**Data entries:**
(begin)
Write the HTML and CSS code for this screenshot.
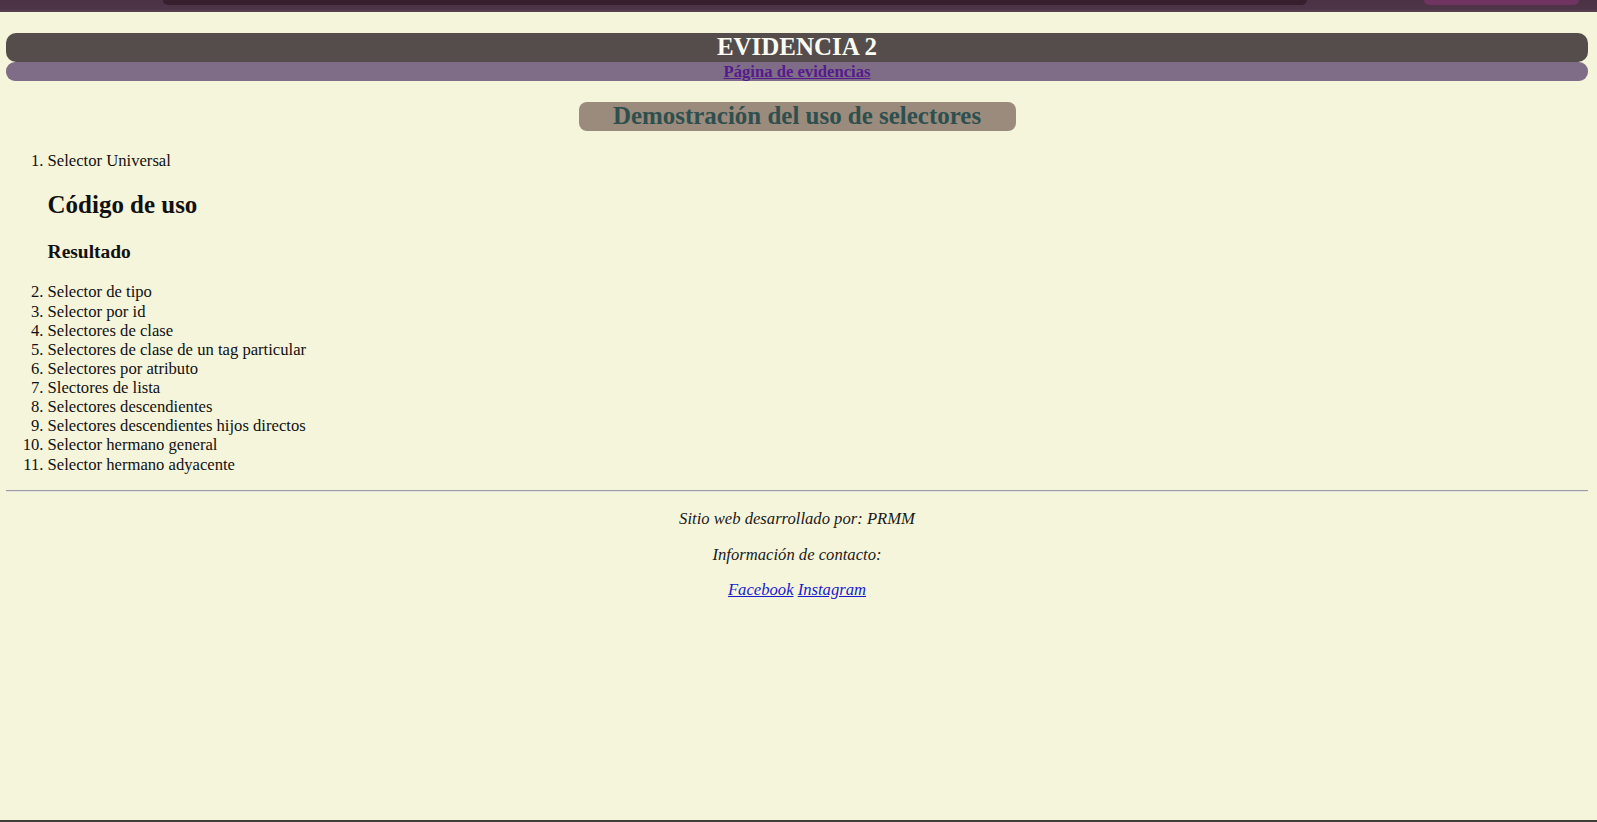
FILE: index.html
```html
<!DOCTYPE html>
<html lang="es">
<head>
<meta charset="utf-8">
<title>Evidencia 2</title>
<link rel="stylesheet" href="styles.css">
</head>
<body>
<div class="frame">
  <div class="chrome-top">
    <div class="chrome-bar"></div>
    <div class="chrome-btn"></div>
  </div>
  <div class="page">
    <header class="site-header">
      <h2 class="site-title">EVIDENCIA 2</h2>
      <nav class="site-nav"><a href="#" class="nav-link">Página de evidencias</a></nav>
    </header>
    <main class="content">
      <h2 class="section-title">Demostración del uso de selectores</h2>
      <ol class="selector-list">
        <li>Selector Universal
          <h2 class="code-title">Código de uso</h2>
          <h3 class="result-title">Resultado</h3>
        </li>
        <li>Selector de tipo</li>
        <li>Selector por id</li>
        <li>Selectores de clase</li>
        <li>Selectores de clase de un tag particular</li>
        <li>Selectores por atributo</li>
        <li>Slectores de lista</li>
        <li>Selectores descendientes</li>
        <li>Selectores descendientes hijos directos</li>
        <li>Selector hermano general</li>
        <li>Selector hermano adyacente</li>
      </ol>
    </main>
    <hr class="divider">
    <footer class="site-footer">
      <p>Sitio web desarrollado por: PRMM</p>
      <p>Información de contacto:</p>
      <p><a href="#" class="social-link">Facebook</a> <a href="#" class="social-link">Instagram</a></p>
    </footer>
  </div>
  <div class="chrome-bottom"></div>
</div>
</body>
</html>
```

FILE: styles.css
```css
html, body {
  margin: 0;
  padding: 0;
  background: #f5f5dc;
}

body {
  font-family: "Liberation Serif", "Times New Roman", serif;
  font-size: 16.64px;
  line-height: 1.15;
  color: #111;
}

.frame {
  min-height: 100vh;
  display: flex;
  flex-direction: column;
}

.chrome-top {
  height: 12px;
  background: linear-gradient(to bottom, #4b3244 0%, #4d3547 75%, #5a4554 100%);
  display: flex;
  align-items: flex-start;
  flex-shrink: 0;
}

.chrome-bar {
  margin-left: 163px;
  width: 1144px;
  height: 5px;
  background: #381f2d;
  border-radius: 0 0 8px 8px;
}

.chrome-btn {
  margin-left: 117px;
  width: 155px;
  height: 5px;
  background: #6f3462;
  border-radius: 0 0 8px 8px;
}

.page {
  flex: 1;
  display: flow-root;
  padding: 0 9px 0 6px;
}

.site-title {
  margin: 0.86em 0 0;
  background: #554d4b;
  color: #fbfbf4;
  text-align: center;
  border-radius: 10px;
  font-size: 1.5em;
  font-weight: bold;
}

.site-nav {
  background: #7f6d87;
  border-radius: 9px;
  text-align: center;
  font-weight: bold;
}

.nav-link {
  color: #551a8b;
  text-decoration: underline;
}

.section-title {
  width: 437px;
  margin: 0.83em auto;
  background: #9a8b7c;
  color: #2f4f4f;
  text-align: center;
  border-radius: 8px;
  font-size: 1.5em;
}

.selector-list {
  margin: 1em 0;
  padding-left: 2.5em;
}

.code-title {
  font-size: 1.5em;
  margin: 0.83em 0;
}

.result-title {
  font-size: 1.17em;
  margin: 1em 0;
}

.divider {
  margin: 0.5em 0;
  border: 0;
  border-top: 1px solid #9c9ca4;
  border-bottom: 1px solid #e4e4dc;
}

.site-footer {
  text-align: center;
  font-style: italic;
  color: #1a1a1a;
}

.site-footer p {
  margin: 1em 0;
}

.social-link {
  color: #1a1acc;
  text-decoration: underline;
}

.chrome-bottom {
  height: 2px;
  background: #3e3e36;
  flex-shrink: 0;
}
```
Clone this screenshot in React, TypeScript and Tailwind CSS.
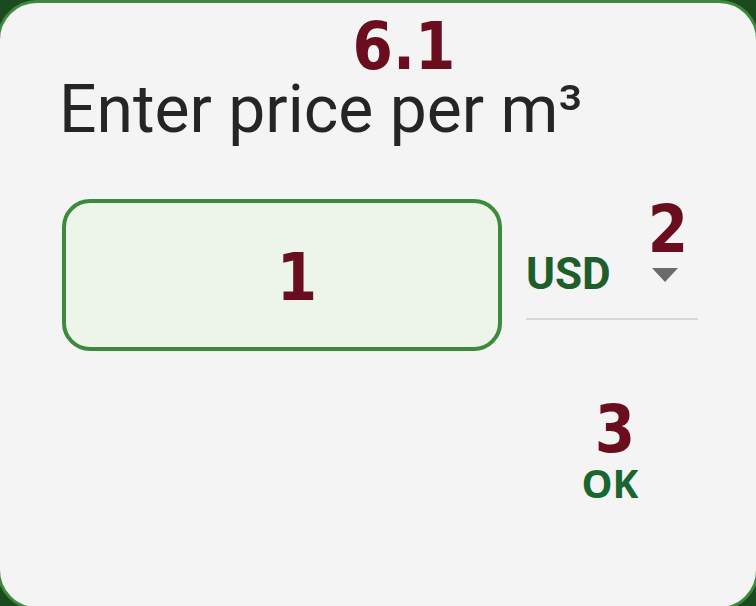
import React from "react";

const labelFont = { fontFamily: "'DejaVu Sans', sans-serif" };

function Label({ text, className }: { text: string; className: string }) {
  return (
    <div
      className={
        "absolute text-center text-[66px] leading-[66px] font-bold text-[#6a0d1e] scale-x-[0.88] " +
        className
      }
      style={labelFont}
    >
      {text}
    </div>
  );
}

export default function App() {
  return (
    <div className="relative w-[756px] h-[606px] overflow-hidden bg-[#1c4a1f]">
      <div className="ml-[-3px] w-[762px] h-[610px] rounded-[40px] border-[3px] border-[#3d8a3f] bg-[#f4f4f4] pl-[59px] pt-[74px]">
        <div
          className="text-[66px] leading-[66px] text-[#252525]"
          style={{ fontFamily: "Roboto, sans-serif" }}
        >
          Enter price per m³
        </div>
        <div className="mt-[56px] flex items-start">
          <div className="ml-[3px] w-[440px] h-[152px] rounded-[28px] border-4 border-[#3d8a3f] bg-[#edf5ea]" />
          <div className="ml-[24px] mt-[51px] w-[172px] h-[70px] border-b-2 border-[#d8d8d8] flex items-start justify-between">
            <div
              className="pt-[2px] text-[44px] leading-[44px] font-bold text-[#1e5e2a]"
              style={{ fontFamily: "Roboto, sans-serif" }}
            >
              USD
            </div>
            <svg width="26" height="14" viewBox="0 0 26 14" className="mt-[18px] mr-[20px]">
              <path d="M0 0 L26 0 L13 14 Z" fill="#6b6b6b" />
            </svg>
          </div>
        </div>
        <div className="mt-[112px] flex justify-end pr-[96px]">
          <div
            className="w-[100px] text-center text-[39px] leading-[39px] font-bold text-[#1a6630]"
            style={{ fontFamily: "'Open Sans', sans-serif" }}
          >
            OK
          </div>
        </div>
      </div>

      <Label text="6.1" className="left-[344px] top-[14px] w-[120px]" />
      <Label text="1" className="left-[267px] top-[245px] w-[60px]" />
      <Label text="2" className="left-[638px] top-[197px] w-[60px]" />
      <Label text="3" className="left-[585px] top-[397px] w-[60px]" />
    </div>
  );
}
(end)
**DIRECTIVE:**
Leave the pictures out and reproduce each record exactly as written.

**RESPONSE TO THE TASK:**
Write the HTML and CSS code for this screenshot.
FILE: index.html
```html
<!DOCTYPE html>
<html lang="es">
<head>
<meta charset="utf-8">
<title>Evidencia 2</title>
<link rel="stylesheet" href="styles.css">
</head>
<body>
<div class="frame">
  <div class="chrome-top">
    <div class="chrome-bar"></div>
    <div class="chrome-btn"></div>
  </div>
  <div class="page">
    <header class="site-header">
      <h2 class="site-title">EVIDENCIA 2</h2>
      <nav class="site-nav"><a href="#" class="nav-link">Página de evidencias</a></nav>
    </header>
    <main class="content">
      <h2 class="section-title">Demostración del uso de selectores</h2>
      <ol class="selector-list">
        <li>Selector Universal
          <h2 class="code-title">Código de uso</h2>
          <h3 class="result-title">Resultado</h3>
        </li>
        <li>Selector de tipo</li>
        <li>Selector por id</li>
        <li>Selectores de clase</li>
        <li>Selectores de clase de un tag particular</li>
        <li>Selectores por atributo</li>
        <li>Slectores de lista</li>
        <li>Selectores descendientes</li>
        <li>Selectores descendientes hijos directos</li>
        <li>Selector hermano general</li>
        <li>Selector hermano adyacente</li>
      </ol>
    </main>
    <hr class="divider">
    <footer class="site-footer">
      <p>Sitio web desarrollado por: PRMM</p>
      <p>Información de contacto:</p>
      <p><a href="#" class="social-link">Facebook</a> <a href="#" class="social-link">Instagram</a></p>
    </footer>
  </div>
  <div class="chrome-bottom"></div>
</div>
</body>
</html>
```

FILE: styles.css
```css
html, body {
  margin: 0;
  padding: 0;
  background: #f5f5dc;
}

body {
  font-family: "Liberation Serif", "Times New Roman", serif;
  font-size: 16.64px;
  line-height: 1.15;
  color: #111;
}

.frame {
  min-height: 100vh;
  display: flex;
  flex-direction: column;
}

.chrome-top {
  height: 12px;
  background: linear-gradient(to bottom, #4b3244 0%, #4d3547 75%, #5a4554 100%);
  display: flex;
  align-items: flex-start;
  flex-shrink: 0;
}

.chrome-bar {
  margin-left: 163px;
  width: 1144px;
  height: 5px;
  background: #381f2d;
  border-radius: 0 0 8px 8px;
}

.chrome-btn {
  margin-left: 117px;
  width: 155px;
  height: 5px;
  background: #6f3462;
  border-radius: 0 0 8px 8px;
}

.page {
  flex: 1;
  display: flow-root;
  padding: 0 9px 0 6px;
}

.site-title {
  margin: 0.86em 0 0;
  background: #554d4b;
  color: #fbfbf4;
  text-align: center;
  border-radius: 10px;
  font-size: 1.5em;
  font-weight: bold;
}

.site-nav {
  background: #7f6d87;
  border-radius: 9px;
  text-align: center;
  font-weight: bold;
}

.nav-link {
  color: #551a8b;
  text-decoration: underline;
}

.section-title {
  width: 437px;
  margin: 0.83em auto;
  background: #9a8b7c;
  color: #2f4f4f;
  text-align: center;
  border-radius: 8px;
  font-size: 1.5em;
}

.selector-list {
  margin: 1em 0;
  padding-left: 2.5em;
}

.code-title {
  font-size: 1.5em;
  margin: 0.83em 0;
}

.result-title {
  font-size: 1.17em;
  margin: 1em 0;
}

.divider {
  margin: 0.5em 0;
  border: 0;
  border-top: 1px solid #9c9ca4;
  border-bottom: 1px solid #e4e4dc;
}

.site-footer {
  text-align: center;
  font-style: italic;
  color: #1a1a1a;
}

.site-footer p {
  margin: 1em 0;
}

.social-link {
  color: #1a1acc;
  text-decoration: underline;
}

.chrome-bottom {
  height: 2px;
  background: #3e3e36;
  flex-shrink: 0;
}
```
Clone this screenshot in React, TypeScript and Tailwind CSS.
import React from "react";

const labelFont = { fontFamily: "'DejaVu Sans', sans-serif" };

function Label({ text, className }: { text: string; className: string }) {
  return (
    <div
      className={
        "absolute text-center text-[66px] leading-[66px] font-bold text-[#6a0d1e] scale-x-[0.88] " +
        className
      }
      style={labelFont}
    >
      {text}
    </div>
  );
}

export default function App() {
  return (
    <div className="relative w-[756px] h-[606px] overflow-hidden bg-[#1c4a1f]">
      <div className="ml-[-3px] w-[762px] h-[610px] rounded-[40px] border-[3px] border-[#3d8a3f] bg-[#f4f4f4] pl-[59px] pt-[74px]">
        <div
          className="text-[66px] leading-[66px] text-[#252525]"
          style={{ fontFamily: "Roboto, sans-serif" }}
        >
          Enter price per m³
        </div>
        <div className="mt-[56px] flex items-start">
          <div className="ml-[3px] w-[440px] h-[152px] rounded-[28px] border-4 border-[#3d8a3f] bg-[#edf5ea]" />
          <div className="ml-[24px] mt-[51px] w-[172px] h-[70px] border-b-2 border-[#d8d8d8] flex items-start justify-between">
            <div
              className="pt-[2px] text-[44px] leading-[44px] font-bold text-[#1e5e2a]"
              style={{ fontFamily: "Roboto, sans-serif" }}
            >
              USD
            </div>
            <svg width="26" height="14" viewBox="0 0 26 14" className="mt-[18px] mr-[20px]">
              <path d="M0 0 L26 0 L13 14 Z" fill="#6b6b6b" />
            </svg>
          </div>
        </div>
        <div className="mt-[112px] flex justify-end pr-[96px]">
          <div
            className="w-[100px] text-center text-[39px] leading-[39px] font-bold text-[#1a6630]"
            style={{ fontFamily: "'Open Sans', sans-serif" }}
          >
            OK
          </div>
        </div>
      </div>

      <Label text="6.1" className="left-[344px] top-[14px] w-[120px]" />
      <Label text="1" className="left-[267px] top-[245px] w-[60px]" />
      <Label text="2" className="left-[638px] top-[197px] w-[60px]" />
      <Label text="3" className="left-[585px] top-[397px] w-[60px]" />
    </div>
  );
}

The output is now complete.